++++ Recorded data
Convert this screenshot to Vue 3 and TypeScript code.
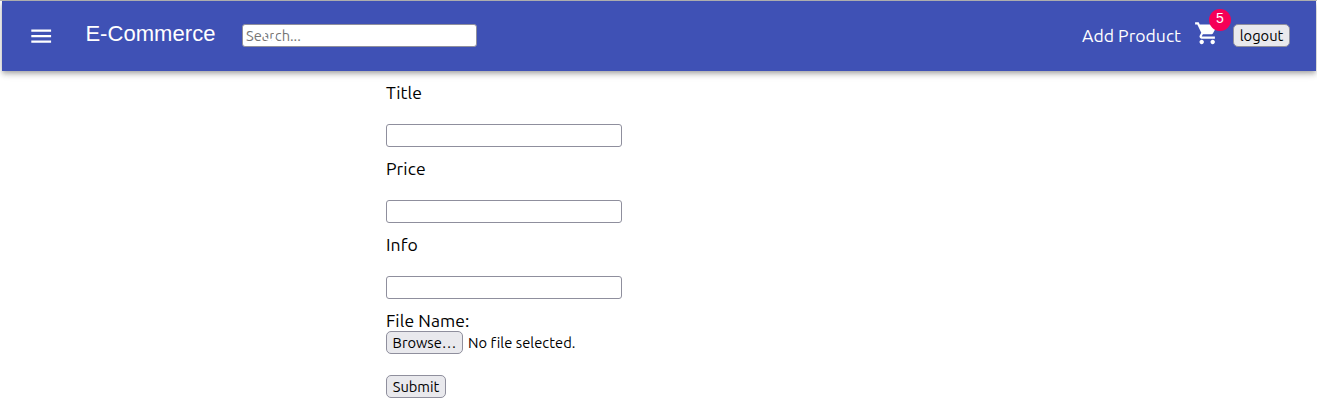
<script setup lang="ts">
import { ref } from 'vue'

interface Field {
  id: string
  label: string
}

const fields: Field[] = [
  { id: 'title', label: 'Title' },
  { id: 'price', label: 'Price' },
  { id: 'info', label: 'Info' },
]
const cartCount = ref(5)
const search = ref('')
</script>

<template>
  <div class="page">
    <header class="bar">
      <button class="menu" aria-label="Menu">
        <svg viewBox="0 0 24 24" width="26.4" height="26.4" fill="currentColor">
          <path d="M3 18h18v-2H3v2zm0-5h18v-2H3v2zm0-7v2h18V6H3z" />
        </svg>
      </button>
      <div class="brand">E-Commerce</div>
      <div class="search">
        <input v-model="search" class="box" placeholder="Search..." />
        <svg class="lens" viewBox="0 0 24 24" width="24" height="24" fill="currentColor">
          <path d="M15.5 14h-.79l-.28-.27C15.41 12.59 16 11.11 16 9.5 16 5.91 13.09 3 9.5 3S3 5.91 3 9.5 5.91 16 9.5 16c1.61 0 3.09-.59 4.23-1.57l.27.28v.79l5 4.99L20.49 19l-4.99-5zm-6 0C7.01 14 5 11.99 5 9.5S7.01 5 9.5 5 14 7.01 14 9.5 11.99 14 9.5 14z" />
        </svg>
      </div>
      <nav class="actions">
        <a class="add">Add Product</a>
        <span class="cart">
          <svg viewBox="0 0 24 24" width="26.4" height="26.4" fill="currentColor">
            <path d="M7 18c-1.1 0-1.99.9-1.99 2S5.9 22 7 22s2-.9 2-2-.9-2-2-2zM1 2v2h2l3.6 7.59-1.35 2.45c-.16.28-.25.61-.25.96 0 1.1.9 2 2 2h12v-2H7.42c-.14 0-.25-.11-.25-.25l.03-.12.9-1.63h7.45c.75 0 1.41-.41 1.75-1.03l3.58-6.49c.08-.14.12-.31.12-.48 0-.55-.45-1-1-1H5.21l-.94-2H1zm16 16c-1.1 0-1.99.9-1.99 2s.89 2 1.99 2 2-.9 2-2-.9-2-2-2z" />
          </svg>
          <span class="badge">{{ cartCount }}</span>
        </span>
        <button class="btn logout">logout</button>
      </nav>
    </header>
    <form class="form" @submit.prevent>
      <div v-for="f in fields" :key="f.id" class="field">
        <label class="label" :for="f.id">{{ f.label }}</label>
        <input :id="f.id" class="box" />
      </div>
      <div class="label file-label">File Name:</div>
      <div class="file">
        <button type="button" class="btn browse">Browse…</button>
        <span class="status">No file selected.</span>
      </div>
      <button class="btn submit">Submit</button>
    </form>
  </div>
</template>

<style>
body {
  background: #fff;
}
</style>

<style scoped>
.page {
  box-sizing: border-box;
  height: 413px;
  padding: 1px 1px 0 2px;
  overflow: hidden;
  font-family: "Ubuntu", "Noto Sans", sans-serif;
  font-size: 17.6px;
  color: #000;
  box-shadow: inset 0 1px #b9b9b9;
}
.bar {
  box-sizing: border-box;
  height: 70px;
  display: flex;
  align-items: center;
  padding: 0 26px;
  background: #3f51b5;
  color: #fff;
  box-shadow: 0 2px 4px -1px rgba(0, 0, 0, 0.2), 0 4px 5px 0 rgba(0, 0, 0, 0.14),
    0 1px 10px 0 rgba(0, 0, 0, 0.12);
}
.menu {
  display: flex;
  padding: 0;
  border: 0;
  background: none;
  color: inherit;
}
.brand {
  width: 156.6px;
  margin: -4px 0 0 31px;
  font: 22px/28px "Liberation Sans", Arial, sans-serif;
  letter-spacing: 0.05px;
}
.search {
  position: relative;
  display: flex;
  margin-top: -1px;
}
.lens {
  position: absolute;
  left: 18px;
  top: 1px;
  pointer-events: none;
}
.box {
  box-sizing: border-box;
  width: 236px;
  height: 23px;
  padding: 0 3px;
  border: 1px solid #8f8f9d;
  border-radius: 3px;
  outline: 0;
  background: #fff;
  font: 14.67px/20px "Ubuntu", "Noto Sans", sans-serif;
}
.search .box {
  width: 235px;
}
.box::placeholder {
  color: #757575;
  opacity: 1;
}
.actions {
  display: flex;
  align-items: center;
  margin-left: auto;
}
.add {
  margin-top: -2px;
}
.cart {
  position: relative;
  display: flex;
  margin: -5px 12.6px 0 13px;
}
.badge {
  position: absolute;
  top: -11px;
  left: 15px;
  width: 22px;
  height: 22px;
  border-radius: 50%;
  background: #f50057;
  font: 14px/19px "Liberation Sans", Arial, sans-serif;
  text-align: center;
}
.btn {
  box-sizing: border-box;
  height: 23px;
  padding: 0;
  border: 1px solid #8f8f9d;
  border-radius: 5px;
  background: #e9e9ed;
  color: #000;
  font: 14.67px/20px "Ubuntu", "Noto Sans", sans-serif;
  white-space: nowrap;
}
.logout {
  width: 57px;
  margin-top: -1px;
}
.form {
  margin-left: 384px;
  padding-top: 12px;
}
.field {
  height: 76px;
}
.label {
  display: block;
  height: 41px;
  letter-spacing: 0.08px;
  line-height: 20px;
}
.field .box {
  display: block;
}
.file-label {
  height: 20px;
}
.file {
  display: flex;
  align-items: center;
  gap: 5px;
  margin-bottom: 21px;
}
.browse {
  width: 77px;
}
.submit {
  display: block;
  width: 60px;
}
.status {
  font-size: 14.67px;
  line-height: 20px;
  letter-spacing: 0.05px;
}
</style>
++++++++
Short exercise: Leave out the pictures and output the rest of the material exactly as written.

Exercise output:
Convert this screenshot to Vue 3 and TypeScript code.
<script setup lang="ts">
import { ref } from 'vue'

interface Field {
  id: string
  label: string
}

const fields: Field[] = [
  { id: 'title', label: 'Title' },
  { id: 'price', label: 'Price' },
  { id: 'info', label: 'Info' },
]
const cartCount = ref(5)
const search = ref('')
</script>

<template>
  <div class="page">
    <header class="bar">
      <button class="menu" aria-label="Menu">
        <svg viewBox="0 0 24 24" width="26.4" height="26.4" fill="currentColor">
          <path d="M3 18h18v-2H3v2zm0-5h18v-2H3v2zm0-7v2h18V6H3z" />
        </svg>
      </button>
      <div class="brand">E-Commerce</div>
      <div class="search">
        <input v-model="search" class="box" placeholder="Search..." />
        <svg class="lens" viewBox="0 0 24 24" width="24" height="24" fill="currentColor">
          <path d="M15.5 14h-.79l-.28-.27C15.41 12.59 16 11.11 16 9.5 16 5.91 13.09 3 9.5 3S3 5.91 3 9.5 5.91 16 9.5 16c1.61 0 3.09-.59 4.23-1.57l.27.28v.79l5 4.99L20.49 19l-4.99-5zm-6 0C7.01 14 5 11.99 5 9.5S7.01 5 9.5 5 14 7.01 14 9.5 11.99 14 9.5 14z" />
        </svg>
      </div>
      <nav class="actions">
        <a class="add">Add Product</a>
        <span class="cart">
          <svg viewBox="0 0 24 24" width="26.4" height="26.4" fill="currentColor">
            <path d="M7 18c-1.1 0-1.99.9-1.99 2S5.9 22 7 22s2-.9 2-2-.9-2-2-2zM1 2v2h2l3.6 7.59-1.35 2.45c-.16.28-.25.61-.25.96 0 1.1.9 2 2 2h12v-2H7.42c-.14 0-.25-.11-.25-.25l.03-.12.9-1.63h7.45c.75 0 1.41-.41 1.75-1.03l3.58-6.49c.08-.14.12-.31.12-.48 0-.55-.45-1-1-1H5.21l-.94-2H1zm16 16c-1.1 0-1.99.9-1.99 2s.89 2 1.99 2 2-.9 2-2-.9-2-2-2z" />
          </svg>
          <span class="badge">{{ cartCount }}</span>
        </span>
        <button class="btn logout">logout</button>
      </nav>
    </header>
    <form class="form" @submit.prevent>
      <div v-for="f in fields" :key="f.id" class="field">
        <label class="label" :for="f.id">{{ f.label }}</label>
        <input :id="f.id" class="box" />
      </div>
      <div class="label file-label">File Name:</div>
      <div class="file">
        <button type="button" class="btn browse">Browse…</button>
        <span class="status">No file selected.</span>
      </div>
      <button class="btn submit">Submit</button>
    </form>
  </div>
</template>

<style>
body {
  background: #fff;
}
</style>

<style scoped>
.page {
  box-sizing: border-box;
  height: 413px;
  padding: 1px 1px 0 2px;
  overflow: hidden;
  font-family: "Ubuntu", "Noto Sans", sans-serif;
  font-size: 17.6px;
  color: #000;
  box-shadow: inset 0 1px #b9b9b9;
}
.bar {
  box-sizing: border-box;
  height: 70px;
  display: flex;
  align-items: center;
  padding: 0 26px;
  background: #3f51b5;
  color: #fff;
  box-shadow: 0 2px 4px -1px rgba(0, 0, 0, 0.2), 0 4px 5px 0 rgba(0, 0, 0, 0.14),
    0 1px 10px 0 rgba(0, 0, 0, 0.12);
}
.menu {
  display: flex;
  padding: 0;
  border: 0;
  background: none;
  color: inherit;
}
.brand {
  width: 156.6px;
  margin: -4px 0 0 31px;
  font: 22px/28px "Liberation Sans", Arial, sans-serif;
  letter-spacing: 0.05px;
}
.search {
  position: relative;
  display: flex;
  margin-top: -1px;
}
.lens {
  position: absolute;
  left: 18px;
  top: 1px;
  pointer-events: none;
}
.box {
  box-sizing: border-box;
  width: 236px;
  height: 23px;
  padding: 0 3px;
  border: 1px solid #8f8f9d;
  border-radius: 3px;
  outline: 0;
  background: #fff;
  font: 14.67px/20px "Ubuntu", "Noto Sans", sans-serif;
}
.search .box {
  width: 235px;
}
.box::placeholder {
  color: #757575;
  opacity: 1;
}
.actions {
  display: flex;
  align-items: center;
  margin-left: auto;
}
.add {
  margin-top: -2px;
}
.cart {
  position: relative;
  display: flex;
  margin: -5px 12.6px 0 13px;
}
.badge {
  position: absolute;
  top: -11px;
  left: 15px;
  width: 22px;
  height: 22px;
  border-radius: 50%;
  background: #f50057;
  font: 14px/19px "Liberation Sans", Arial, sans-serif;
  text-align: center;
}
.btn {
  box-sizing: border-box;
  height: 23px;
  padding: 0;
  border: 1px solid #8f8f9d;
  border-radius: 5px;
  background: #e9e9ed;
  color: #000;
  font: 14.67px/20px "Ubuntu", "Noto Sans", sans-serif;
  white-space: nowrap;
}
.logout {
  width: 57px;
  margin-top: -1px;
}
.form {
  margin-left: 384px;
  padding-top: 12px;
}
.field {
  height: 76px;
}
.label {
  display: block;
  height: 41px;
  letter-spacing: 0.08px;
  line-height: 20px;
}
.field .box {
  display: block;
}
.file-label {
  height: 20px;
}
.file {
  display: flex;
  align-items: center;
  gap: 5px;
  margin-bottom: 21px;
}
.browse {
  width: 77px;
}
.submit {
  display: block;
  width: 60px;
}
.status {
  font-size: 14.67px;
  line-height: 20px;
  letter-spacing: 0.05px;
}
</style>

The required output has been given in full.